For years I had devoted myself to helping the Labour Party — treading freezing streets, even giving up weekends and evenings. I had stood as a candidate, for goodness’ sake. As for my husband, he hadn’t always been surrounded by acolytes tending to his every need. I had been there from the beginning, encouraging him when he needed encouraging, listening when he needed someone to bounce ideas off, to talk things through with. From first to last, we were a team. Hopes, plans, dreams — ours was a true marriage, a joint endeavor. Yet this wasn’t a negotiation with my husband; it was ten other people saying “Cherie will do this.” Since I was a teenager, I had been used to having my own political opinions, and not being allowed to voice them publicly was like having a limb cut off. I sensed that I was becoming a nonperson — someone to be wheeled out when appropriate, or perhaps, like an Edwardian child, to be seen but not heard.

My humiliation was made worse by the fact that part of me knew that I couldn’t just go down and pretend that I was like any other delegate, because I wasn’t. Not anymore. I felt highly unsettled, unable to concentrate on anything. I wanted to be involved, just as I always had been, but how could I be? It had been made perfectly clear that I wasn’t wanted.

Then Alastair started fretting about Carole. “We can’t have that glamorous-looking creature here,” he announced.

“Why on earth not?”

“Because I don’t want people to know that you’re having help with your hair and makeup.”

“Elizabeth Smith did last year.”

“That was different.”

“Don’t be ridiculous, Alastair. How could it be different?”

“I’m telling you, Cherie, it’s different, and I don’t want the press to know.”

“Because she’s good-looking, you mean? Is that a crime?”

He stalked off. But Alastair had spoken, and the rest had heard. From then on, Carole was banned from going anywhere. She was stuck either with me or in her room and told not to go out under any circumstances.
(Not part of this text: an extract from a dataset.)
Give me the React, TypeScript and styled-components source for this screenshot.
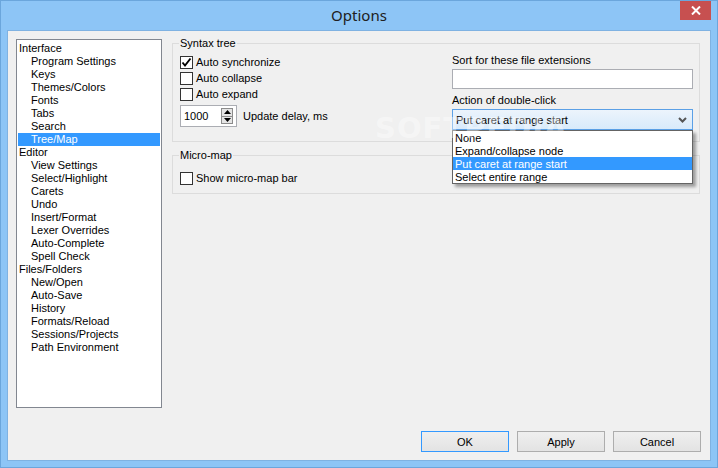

That conference was the first intimation I had of what was to come. Only the bathroom was sacrosanct, and then only if you remembered to lock the door. My one way of guaranteeing a bit of peace and quiet was to visit Carole’s room.

Conference proceeded in the usual way: going to meetings, listening to debates on the platform, and in the evening attending the various functions, such as Scots Night. I had done a bit of Scottish dancing in school — things like the Gay Gordons and the Eightsome Reel — but to hear it announced that “the leader and his wife will now start the dancing” proved strangely paralyzing, especially with the BBC filming the whole thing for its Newsnight program.

Thankfully, dancing was limited to this one occasion. On other occasions we’d simply go in and shake a few hands, Tony would make a little speech, everyone would listen, and then we’d move on to the next one. These talks were basically off-the-cuff remarks that reflected what he was thinking, things that might end up in his keynote speech. Wherever we went, we were followed by film crews, on show the whole time. Meanwhile I tried to follow Pat Phoenix’s example: be nice and smile.

It was the first time I had found myself in this position of appendage, and it did not come easily. I am by nature a doer, not a stander-and-watcher. I had already decided that I would do something for the wives of our MPs, a good number of whom were not politically active. I felt that wives generally got a raw deal in Parliament, and the Labour Party in particular didn’t look after them. (Indeed, the Tories were much better in their support of wives and children.) The least I could do, I thought, was to invite them to tea. It was agreed that I would host a tea party just for the wives of the northwest regional MPs, because few of the others would be there. This proved to be the start of what became known as Spouse in the House, a support group of which I became one of two honorary patrons.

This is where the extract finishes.